Le nombre des saisines va inévitablement augmenter, en raison de la disparition partielle du filtre parlementaire, mais aussi parce que le Gouvernement a très clairement affiché sa volonté d’améliorer l’accès au droit des citoyens français.
En outre, les prérogatives du Défenseur des droits sont plus larges que celles des autorités administratives indépendantes qu’il remplace. Le pouvoir d’injonction, la possibilité de suivre les dossiers ou encore de se pourvoir en justice sont de très bonnes innovations, mais elles exigent des moyens supplémentaires.
De même, comme toute nouvelle autorité, le Défenseur des droits aura besoin de communiquer pour faire connaître son action aux Français. On devrait donc prévoir un budget de communication accru pendant les premières années de fonctionnement de l’institution, ce qui n’est pas le cas.

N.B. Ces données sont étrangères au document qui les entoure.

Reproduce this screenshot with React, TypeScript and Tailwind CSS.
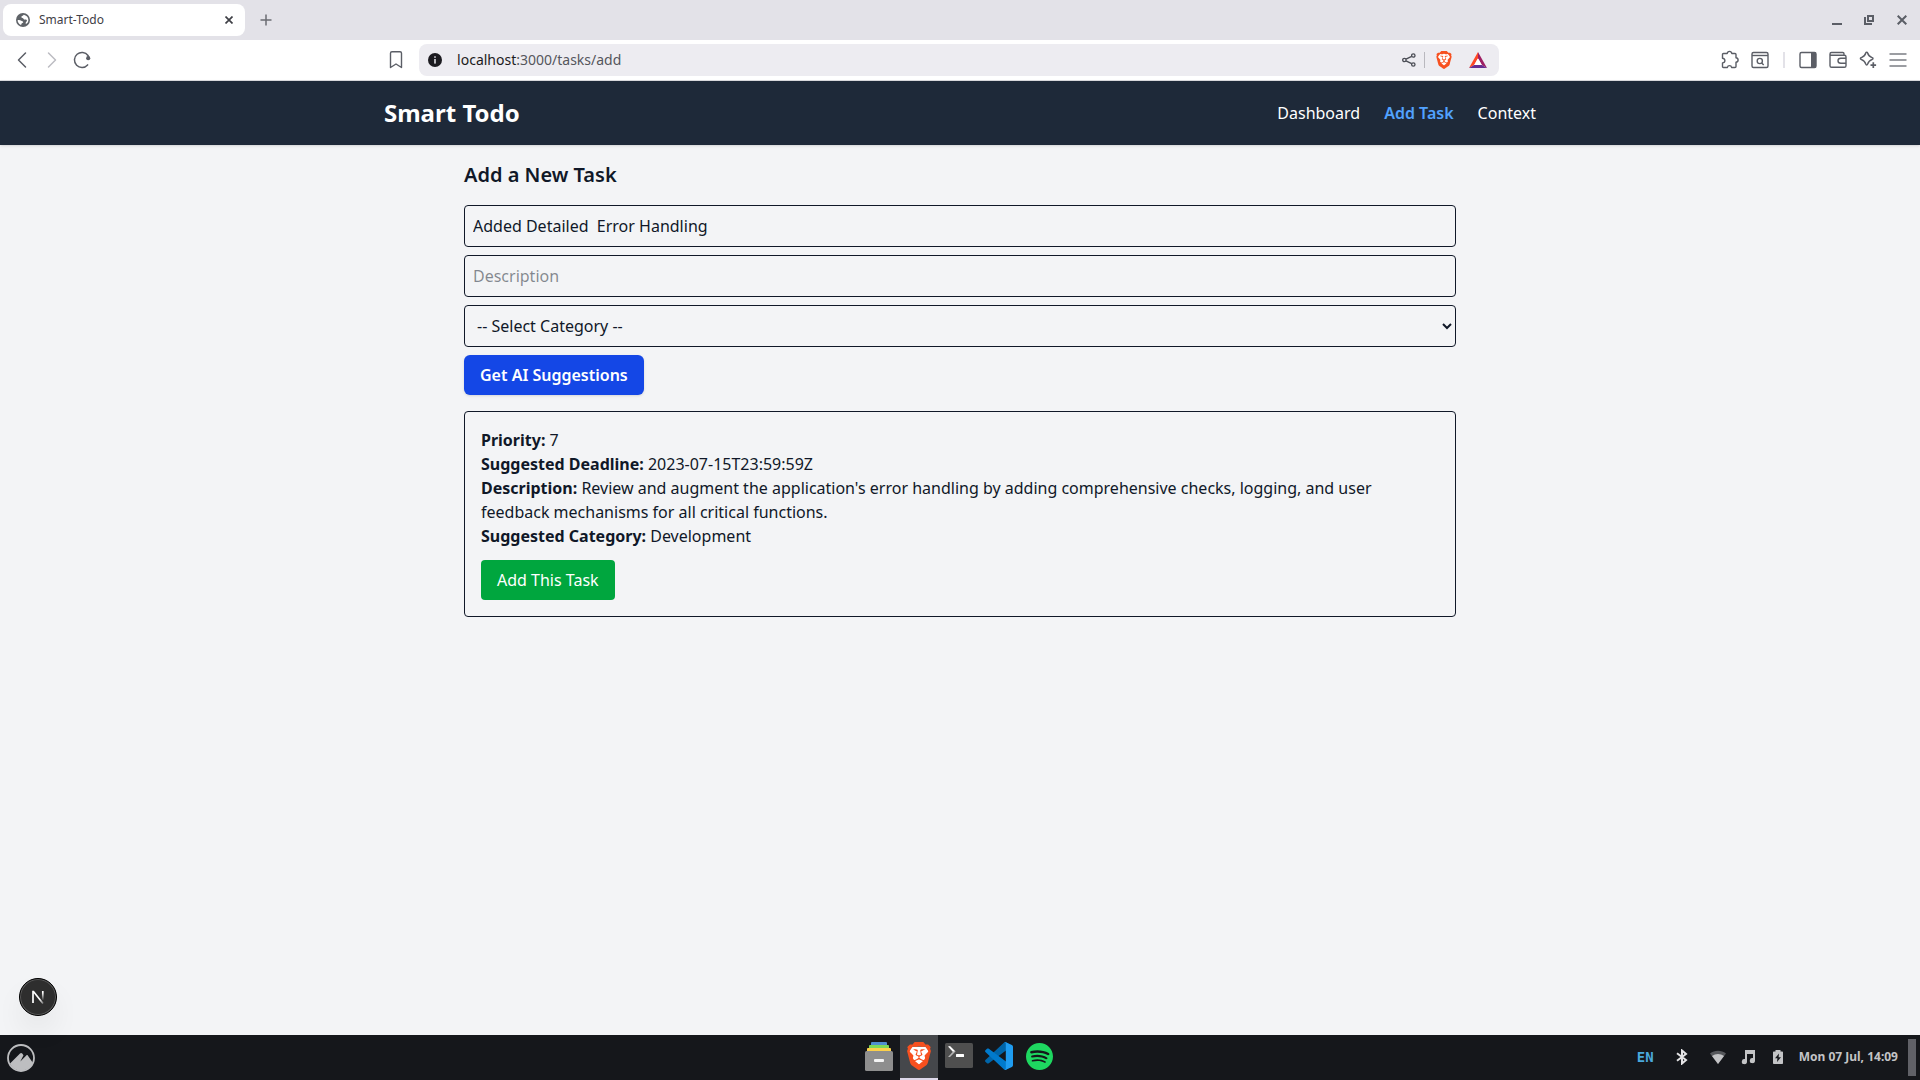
import React, { useState } from "react";
import { SiBrave, SiSpotify } from "react-icons/si";

function GlobeIcon() {
  return (
    <svg width="16" height="16" viewBox="0 0 16 16" aria-hidden="true">
      <circle cx="8" cy="8" r="7" fill="#5f6368" />
      <path
        d="M2.6 8.2c1.2-.2 2.6-.2 3.6.5.8.6 1.700.5 2 1.200.2.7-.7 1-1.300 1.300-.5.3-.4 1-.9 1.700C3.900 12.100 2.700 10.300 2.600 8.200Z"
        fill="#fff"
      />
      <path
        d="M8.800 2.700c-.4.8-1.700 1-2.300 1.700-.5.7.2 1.400 1 1.600 1 .2 1 1.200 1.900 1.500 1 .4 2.100-.2 2.500.8.3.9-.9 1.500-1.200 2.500-.1.500 0 .9.300 1.200 1.500-.9 2.400-2.300 2.400-4.100 0-2.600-2.100-4.700-4.600-5.200Z"
        fill="#fff"
      />
    </svg>
  );
}

function BackIcon() {
  return (
    <svg width="20" height="20" viewBox="0 0 20 20" fill="none" stroke="#5b5e66" strokeWidth="1.500" strokeLinecap="round" strokeLinejoin="round" aria-hidden="true">
      <path d="M13.500 3 6.500 10l7 7" />
    </svg>
  );
}

function ForwardIcon() {
  return (
    <svg width="20" height="20" viewBox="0 0 20 20" fill="none" stroke="#bcbcc2" strokeWidth="1.500" strokeLinecap="round" strokeLinejoin="round" aria-hidden="true">
      <path d="m6.500 3 7 7-7 7" />
    </svg>
  );
}

function ReloadIcon() {
  return (
    <svg width="20" height="20" viewBox="0 0 20 20" fill="none" aria-hidden="true">
      <path d="M16 5.500A7.500 7.500 0 1 0 15.600 14.900" stroke="#5b5e66" strokeWidth="1.500" strokeLinecap="round" />
      <circle cx="16.200" cy="8.200" r="2.100" fill="#5b5e66" />
      <path d="M16 5.500l.8 2" stroke="#5b5e66" strokeWidth="1.500" />
    </svg>
  );
}

function BookmarkIcon() {
  return (
    <svg width="20" height="20" viewBox="0 0 20 20" fill="none" stroke="#5b5e66" strokeWidth="1.400" strokeLinejoin="round" aria-hidden="true">
      <path d="M4.500 17.500V3.200c0-.9.600-1.500 1.500-1.500h8c.9 0 1.500.6 1.500 1.500v14.300L10 14Z" />
    </svg>
  );
}

function InfoIcon() {
  return (
    <svg width="14" height="14" viewBox="0 0 14 14" aria-hidden="true">
      <circle cx="7" cy="7" r="7" fill="#1c1b20" />
      <rect x="6.250" y="3.300" width="1.500" height="1.500" fill="#ecebf0" />
      <rect x="6.250" y="6" width="1.500" height="4.600" fill="#ecebf0" />
    </svg>
  );
}

function ShareIcon() {
  return (
    <svg width="16" height="16" viewBox="0 0 16 16" fill="none" stroke="#4b4d55" strokeWidth="1.300" aria-hidden="true">
      <circle cx="3.400" cy="8" r="1.700" />
      <circle cx="12.300" cy="3.500" r="1.700" />
      <circle cx="12.300" cy="12.500" r="1.700" />
      <path d="M5 7.200 10.700 4.300M5 8.800l5.700 2.900" />
    </svg>
  );
}

function RewardsIcon() {
  return (
    <svg width="18" height="16" viewBox="0 0 18 16" aria-hidden="true">
      <path d="M9 0 0 16l5.200-3.100L9 6.200Z" fill="#ff4724" />
      <path d="M9 0l9 16-5.200-3.100L9 6.200Z" fill="#9e1f63" />
      <path d="M0 16h18l-5.200-3.100H5.200Z" fill="#662d91" />
      <path d="M9 6.200 5.200 12.900h7.600Z" fill="#fff" />
    </svg>
  );
}

function PuzzleIcon() {
  return (
    <svg width="20" height="20" viewBox="0 0 20 20" fill="none" stroke="#5b5e66" strokeWidth="1.400" strokeLinejoin="round" aria-hidden="true">
      <path d="M3.500 3.500h3.700c.2-1.400 1-2.100 2.300-2.100s2.100.7 2.300 2.100h3.200c.6 0 1 .4 1 1v3.300c1.400.2 2.100 1 2.100 2.200s-.7 2.100-2.100 2.300v4.200c0 .6-.4 1-1 1h-3.400c-.2-1.300-.9-1.900-2.100-1.900s-1.900.6-2.100 1.900H3.500c-.6 0-1-.4-1-1v-3.600c1.500-.1 2.400-.9 2.400-2.300S4 8.400 2.500 8.200V4.500c0-.6.4-1 1-1Z" />
    </svg>
  );
}

function SearchTabsIcon() {
  return (
    <svg width="20" height="20" viewBox="0 0 20 20" fill="none" stroke="#5b5e66" strokeWidth="1.400" aria-hidden="true">
      <rect x="2" y="2.500" width="16" height="15" rx="1.500" />
      <path d="M2 5.500h16" />
      <circle cx="9.800" cy="11" r="2.600" />
      <path d="m11.700 12.900 2 2" />
    </svg>
  );
}

function SidebarIcon() {
  return (
    <svg width="20" height="20" viewBox="0 0 20 20" aria-hidden="true">
      <rect x="2" y="2.500" width="16" height="15" rx="1.500" fill="none" stroke="#5b5e66" strokeWidth="1.400" />
      <path d="M13 2.500h4c.6 0 1 .4 1 1v13c0 .6-.4 1-1 1h-4Z" fill="#5b5e66" />
    </svg>
  );
}

function WalletIcon() {
  return (
    <svg width="20" height="20" viewBox="0 0 20 20" fill="none" stroke="#5b5e66" strokeWidth="1.400" strokeLinejoin="round" aria-hidden="true">
      <path d="M16 5.200V3.700c0-.7-.5-1.200-1.200-1.200H3.500c-.9 0-1.500.6-1.500 1.400v11.800c0 .9.700 1.600 1.600 1.600h12.800c.9 0 1.600-.7 1.600-1.600V6.800c0-.9-.7-1.600-1.600-1.600H3.500C2.600 5.200 2 4.700 2 3.900" />
      <path d="M18 8.300h-5.200c-1.600 0-2.800 1-2.800 2.500s1.200 2.500 2.800 2.500H18" />
    </svg>
  );
}

function SparkleIcon() {
  return (
    <svg width="20" height="20" viewBox="0 0 20 20" fill="none" stroke="#5b5e66" strokeLinejoin="round" aria-hidden="true">
      <path d="M8.700 2.200c.4 0 .7.200.8.600.9 3 1.900 4 4.900 5 .4.100.6.400.6.800s-.2.700-.6.800c-3 1-4 2-4.900 5-.1.400-.4.600-.8.600s-.7-.2-.8-.6c-.9-3-1.900-4-4.900-5-.4-.1-.6-.4-.6-.8s.2-.7.6-.8c3-1 4-2 4.900-5 .1-.4.4-.6.8-.6Z" strokeWidth="1.400" />
      <path d="M15.300 12.300v5.600M12.500 15.100h5.600" strokeWidth="1.700" />
    </svg>
  );
}

function MenuIcon() {
  return (
    <svg width="20" height="20" viewBox="0 0 20 20" fill="none" stroke="#7b7d84" strokeWidth="1.600" aria-hidden="true">
      <path d="M1.500 4h17M1.500 10h17M1.500 16h17" />
    </svg>
  );
}

function BraveIcon({ size }: { size: number }) {
  return (
    <span className="grid place-items-center">
      <svg className="col-start-1 row-start-1" width={size} height={size} viewBox="0 0 24 24" aria-hidden="true">
        <path d="M6 4h12l2.500 4-2 8L12 21.500 5.500 16l-2-8Z" fill="#fff" />
      </svg>
      <SiBrave className="col-start-1 row-start-1 text-[#f7501f]" size={size} aria-hidden="true" />
    </span>
  );
}

function FilesIcon() {
  return (
    <svg width="30" height="30" viewBox="0 0 30 30" aria-hidden="true">
      <rect x="7" y="1" width="16" height="4" rx="1" fill="#4f8fd0" />
      <rect x="5" y="4" width="20" height="4" rx="1" fill="#7ed957" />
      <rect x="3" y="7" width="24" height="5" rx="1" fill="#fcd04b" />
      <rect x="1" y="10" width="28" height="20" rx="1.500" fill="#8e8e8e" />
      <rect x="10" y="18" width="10" height="3" rx="1" fill="#f4f4f4" />
    </svg>
  );
}

function TerminalIcon() {
  return (
    <svg width="28" height="26" viewBox="0 0 28 26" aria-hidden="true">
      <rect width="28" height="25" rx="1.500" fill="#4f4f4f" />
      <path d="M3 3.500 5 3l5.500 5.500L8 9Z" fill="#fff" />
      <path d="M10.500 8.500 5 14H3l5-5.500Z" fill="#b5b5b5" />
      <rect x="11" y="11" width="8" height="3" rx=".5" fill="#fff" />
    </svg>
  );
}

function CodeIcon() {
  return (
    <svg width="28" height="28" viewBox="0 0 28 28" aria-hidden="true">
      <path d="M27 4.200 20.900.3c-.6-.4-1.300-.3-1.800.2L.4 18.100c-.5.5-.5 1.200 0 1.700l1.600 1.500c.4.400 1 .4 1.500.1L26 4.700c.6-.4 1.700 0 1.700.9Z" fill="#0065a9" />
      <path d="M27 23.800l-6.100 3.900c-.6.4-1.300.3-1.800-.2L.4 9.900c-.5-.5-.5-1.200 0-1.700L2 6.700c.4-.4 1-.4 1.500-.1L26 23.300c.6.400 1.700 0 1.700-.9Z" fill="#007acc" />
      <path d="M20.900 27.700c-.6.400-1.400.2-1.900-.3.700.6 1.800.1 1.800-.8V1.400c0-.9-1.100-1.400-1.800-.8.500-.5 1.300-.7 1.900-.4l6 2.900c.7.300 1.100.9 1.100 1.600v18.600c0 .7-.4 1.300-1.100 1.600Z" fill="#1f9cf0" />
    </svg>
  );
}

function CinnamonIcon() {
  return (
    <svg width="28" height="28" viewBox="0 0 28 28" aria-hidden="true">
      <circle cx="14" cy="14" r="13" fill="none" stroke="#bdbec0" strokeWidth="1.800" />
      <path d="M3 19.500 13 9.500c.8-.8 1.600-.8 2.200 0l1.300 1.700-3.200 6.200 6-6c.5-.5 1-.5 1.500 0l5.200 7.500C23.800 23.500 19.500 26.500 14 26.500S4.700 23.500 3 19.500Z" fill="#bdbec0" />
    </svg>
  );
}

function BluetoothIcon() {
  return (
    <svg width="16" height="16" viewBox="0 0 16 16" fill="none" stroke="#e4e4e6" strokeWidth="2" aria-hidden="true">
      <path d="M3 4.300 12 11l-4 3.500v-13L12 5l-9 6.700" />
    </svg>
  );
}

function WifiIcon() {
  return (
    <svg width="16" height="16" viewBox="0 0 16 16" aria-hidden="true">
      <path d="M0 4.500C4.500.8 11.500.8 16 4.500L8 15Z" fill="#56585c" />
      <path d="M2 7c3.500-2.700 8.500-2.700 12 0l-6 8Z" fill="#c3c4c6" />
    </svg>
  );
}

function MusicIcon() {
  return (
    <svg width="16" height="16" viewBox="0 0 16 16" fill="#c3c4c6" aria-hidden="true">
      <path d="M5 1h10v10.500a2.600 2.600 0 1 1-2-2.500V5H7v7.500A2.600 2.600 0 1 1 5 10Z" />
    </svg>
  );
}

function BatteryIcon() {
  return (
    <svg width="16" height="16" viewBox="0 0 16 16" aria-hidden="true">
      <path d="M5.500 1h5v1.500h1.700c.5 0 .8.300.8.800v11c0 .4-.3.700-.8.700H3.800c-.5 0-.8-.3-.8-.7v-11c0-.5.3-.8.800-.8h1.700Z" fill="#c3c4c6" />
      <path d="M9 4.500 5 9.300h2.400L7 13l4-4.800H8.600Z" fill="#16181c" />
    </svg>
  );
}

function IconButton({ label, children }: { label: string; children: React.ReactNode }) {
  return (
    <button type="button" aria-label={label} className="flex h-8 w-[30px] shrink-0 items-center justify-center">
      {children}
    </button>
  );
}

function TabStrip() {
  return (
    <div className="flex h-10 items-center bg-[#e3e2e8] pl-[3px]">
      <div className="flex h-8 w-[242px] items-center rounded-lg bg-white pr-2 pl-3">
        <GlobeIcon />
        <span className="ml-2 grow text-xs text-[#3f4046]">Smart-Todo</span>
        <button type="button" aria-label="Close tab" className="flex size-4 items-center justify-center">
          <svg width="8" height="8" viewBox="0 0 8 8" stroke="#3f4046" strokeWidth="1.700" aria-hidden="true">
            <path d="m.5.5 7 7M7.500.5l-7 7" />
          </svg>
        </button>
      </div>
      <button type="button" aria-label="New tab" className="ml-3 flex size-[18px] items-center justify-center">
        <svg width="12" height="12" viewBox="0 0 12 12" stroke="#6b6c72" strokeWidth="1.500" aria-hidden="true">
          <path d="M6 .5v11M.5 6h11" />
        </svg>
      </button>
      <div className="ml-auto flex items-center gap-4 pr-2.5">
        <button type="button" aria-label="Minimize" className="flex size-4 items-center justify-center">
          <svg width="12" height="12" viewBox="0 0 12 12" aria-hidden="true">
            <rect x="0" y="9" width="10" height="2" fill="#5b5e66" />
          </svg>
        </button>
        <button type="button" aria-label="Restore" className="flex size-4 items-center justify-center">
          <svg width="12" height="12" viewBox="0 0 12 12" fill="none" stroke="#5b5e66" strokeWidth="2" aria-hidden="true">
            <rect x="4" y="2" width="5" height="5" />
            <path d="M1 3v7h7" />
          </svg>
        </button>
        <button type="button" aria-label="Close window" className="flex size-4 items-center justify-center">
          <svg width="10" height="10" viewBox="0 0 10 10" stroke="#5b5e66" strokeWidth="2" aria-hidden="true">
            <path d="m.7.7 8.600 8.600M9.300.7.7 9.300" />
          </svg>
        </button>
      </div>
    </div>
  );
}

function Toolbar() {
  return (
    <div className="flex h-[41px] items-center border-b border-[#dcdce0] bg-white px-[7px]">
      <IconButton label="Back"><BackIcon /></IconButton>
      <IconButton label="Forward"><ForwardIcon /></IconButton>
      <IconButton label="Reload"><ReloadIcon /></IconButton>
      <div className="flex-[25]" />
      <IconButton label="Bookmark this tab"><BookmarkIcon /></IconButton>
      <div className="ml-2 flex h-8 w-[1080px] items-center rounded-lg bg-[#edecf1] pr-1.5 pl-[9px]">
        <InfoIcon />
        <p className="ml-[15px] grow text-sm text-[#55565c]">
          <span className="text-[#1c1b20]">localhost</span>:3000/tasks/add
        </p>
        <IconButton label="Share"><ShareIcon /></IconButton>
        <span className="h-4 w-px bg-[#b9b8be]" />
        <button type="button" aria-label="Brave Shields" className="flex h-8 w-[38px] items-center justify-center">
          <BraveIcon size={18} />
        </button>
        <button type="button" aria-label="Brave Rewards" className="flex h-8 w-[30px] items-center justify-center">
          <RewardsIcon />
        </button>
      </div>
      <div className="flex-[19]" />
      <IconButton label="Extensions"><PuzzleIcon /></IconButton>
      <IconButton label="Search tabs"><SearchTabsIcon /></IconButton>
      <span className="mx-2 h-4 w-0.5 bg-[#e3e2e8]" />
      <IconButton label="Sidebar"><SidebarIcon /></IconButton>
      <IconButton label="Wallet"><WalletIcon /></IconButton>
      <IconButton label="Leo AI"><SparkleIcon /></IconButton>
      <IconButton label="Menu"><MenuIcon /></IconButton>
    </div>
  );
}

function SiteNav() {
  return (
    <nav className="bg-gray-800 text-white shadow-sm">
      <div className="mx-auto flex h-16 max-w-6xl items-center justify-between">
        <h1 className="text-2xl font-bold">Smart Todo</h1>
        <div className="flex gap-6">
          <a href="#dashboard">Dashboard</a>
          <a href="#add" className="font-semibold text-blue-400">Add Task</a>
          <a href="#context">Context</a>
        </div>
      </div>
    </nav>
  );
}

function AddTask() {
  const [title, setTitle] = useState("Added Detailed  Error Handling");
  const [description, setDescription] = useState("");
  return (
    <main className="mx-auto w-full max-w-5xl p-4">
      <h2 className="mb-4 text-xl font-semibold">Add a New Task</h2>
      <form className="flex flex-col items-start gap-2" onSubmit={(e) => e.preventDefault()}>
        <input
          type="text"
          aria-label="Title"
          className="w-full rounded border p-2"
          value={title}
          onChange={(e) => setTitle(e.target.value)}
        />
        <input
          type="text"
          aria-label="Description"
          placeholder="Description"
          className="w-full rounded border p-2"
          value={description}
          onChange={(e) => setDescription(e.target.value)}
        />
        <select aria-label="Category" className="w-full rounded border p-2">
          <option>-- Select Category --</option>
          <option>Development</option>
        </select>
        <button type="submit" className="rounded-md bg-blue-700 px-4 py-2 font-semibold text-white shadow">
          Get AI Suggestions
        </button>
      </form>
      <section className="mt-4 rounded border p-4">
        <p><strong>Priority:</strong> 7</p>
        <p><strong>Suggested Deadline:</strong> 2023-07-15T23:59:59Z</p>
        <p>
          <strong>Description:</strong> Review and augment the application's error handling by adding
          comprehensive checks, logging, and user feedback mechanisms for all critical functions.
        </p>
        <p><strong>Suggested Category:</strong> Development</p>
        <button type="button" className="mt-3 rounded bg-green-600 px-4 py-2 text-white">
          Add This Task
        </button>
      </section>
    </main>
  );
}

function DevBadge() {
  return (
    <button
      type="button"
      aria-label="Open Next.js Dev Tools"
      className="absolute bottom-[19px] left-[19px] flex size-[38px] items-center justify-center rounded-full border border-black bg-[#2e2e2e] shadow-[inset_0_0_0_1px_#5a5a5a,0_16px_32px_-8px_rgba(0,0,0,0.16)]"
    >
      <svg width="14" height="14" viewBox="0 0 14 14" fill="none" strokeWidth="1.700" aria-hidden="true">
        <defs>
          <linearGradient id="stem" x1="0" y1="0" x2="0" y2="14" gradientUnits="userSpaceOnUse">
            <stop offset=".2" stopColor="#fff" />
            <stop offset=".75" stopColor="#fff" stopOpacity="0" />
          </linearGradient>
          <linearGradient id="diagonal" x1="6" y1="6" x2="13" y2="14" gradientUnits="userSpaceOnUse">
            <stop offset=".4" stopColor="#fff" />
            <stop offset="1" stopColor="#fff" stopOpacity=".2" />
          </linearGradient>
        </defs>
        <path d="M2 13V1.500h.5L12 13.500" stroke="url(#diagonal)" />
        <path d="M11.800 1v10" stroke="url(#stem)" />
      </svg>
    </button>
  );
}

function Launcher({ label, active, children }: { label: string; active?: boolean; children: React.ReactNode }) {
  return (
    <button
      type="button"
      aria-label={label}
      className={
        active
          ? "flex h-full w-[38px] items-center justify-center border-b-2 border-[#ddd8ea] bg-[#45474b] pb-px"
          : "flex h-full w-[38px] items-center justify-center border-b-2 border-transparent pb-px"
      }
    >
      {children}
    </button>
  );
}

function Taskbar() {
  return (
    <footer className="grid h-[45px] grid-cols-[1fr_auto_1fr] items-center bg-[#15171b]">
      <button type="button" aria-label="Applications" className="ml-[7px] flex size-7 items-center justify-center">
        <CinnamonIcon />
      </button>
      <div className="flex h-[45px] gap-0.5 pr-0.5">
        <Launcher label="Files"><FilesIcon /></Launcher>
        <Launcher label="Brave" active><BraveIcon size={28} /></Launcher>
        <Launcher label="Terminal"><TerminalIcon /></Launcher>
        <Launcher label="Visual Studio Code"><CodeIcon /></Launcher>
        <Launcher label="Spotify"><SiSpotify size={27} className="text-[#1ed760]" aria-hidden="true" /></Launcher>
      </div>
      <div className="flex items-center justify-end pr-1 pb-px">
        <span className="mr-5 font-['DejaVu_Sans_Mono',monospace] text-sm font-bold text-[#4aa8dc]">EN</span>
        <span className="mr-5"><BluetoothIcon /></span>
        <span className="mr-3.5"><WifiIcon /></span>
        <span className="mr-3.5"><MusicIcon /></span>
        <span className="mr-[13px]"><BatteryIcon /></span>
        <time className="text-xs font-bold text-[#c3c4c6]">Mon 07 Jul, 14:09</time>
        <span className="ml-2.5 h-[37px] w-2 bg-[#606167]" />
      </div>
    </footer>
  );
}

export default function App() {
  return (
    <div className="flex min-h-screen flex-col bg-gray-100 font-['Noto_Sans',sans-serif] text-gray-900">
      <header>
        <TabStrip />
        <Toolbar />
      </header>
      <div className="relative grow">
        <SiteNav />
        <AddTask />
        <DevBadge />
      </div>
      <Taskbar />
    </div>
  );
}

Le Défenseur des droits souhaite également pouvoir se déplacer. Mais avec quels crédits ?
Il faudra aussi harmoniser les statuts, rémunérations et régimes indemnitaires des salariés des quatre anciennes autorités administratives indépendantes, ce qui ne se fera pas par le bas, de même qu’il faudra impérativement les réunir en un même lieu, cette mutualisation permettant aussi de faire des économies.
On nous annonce des locaux de 27 000 mètres carrés avenue de Ségur en 2016 ou 2017. Toutefois, quiconque a déjà suivi un projet immobilier sait que ces délais ne seront pas tenus. Les baux de la rue Saint-Florentin et de la rue Saint-Georges arrivent à échéance en 2014 ; il faudra donc les prolonger par avenant pour une période indéterminée, sans doute dans de mauvaises conditions financières, car nous serons pieds et poings liés, étant incapables de déménager ces autorités administratives.
Enfin, contrairement à la volonté du législateur organique, le Gouvernement refuse de créer pour cette institution un programme budgétaire spécifique.
Pour toutes ces raisons, nous voterons contre ce budget.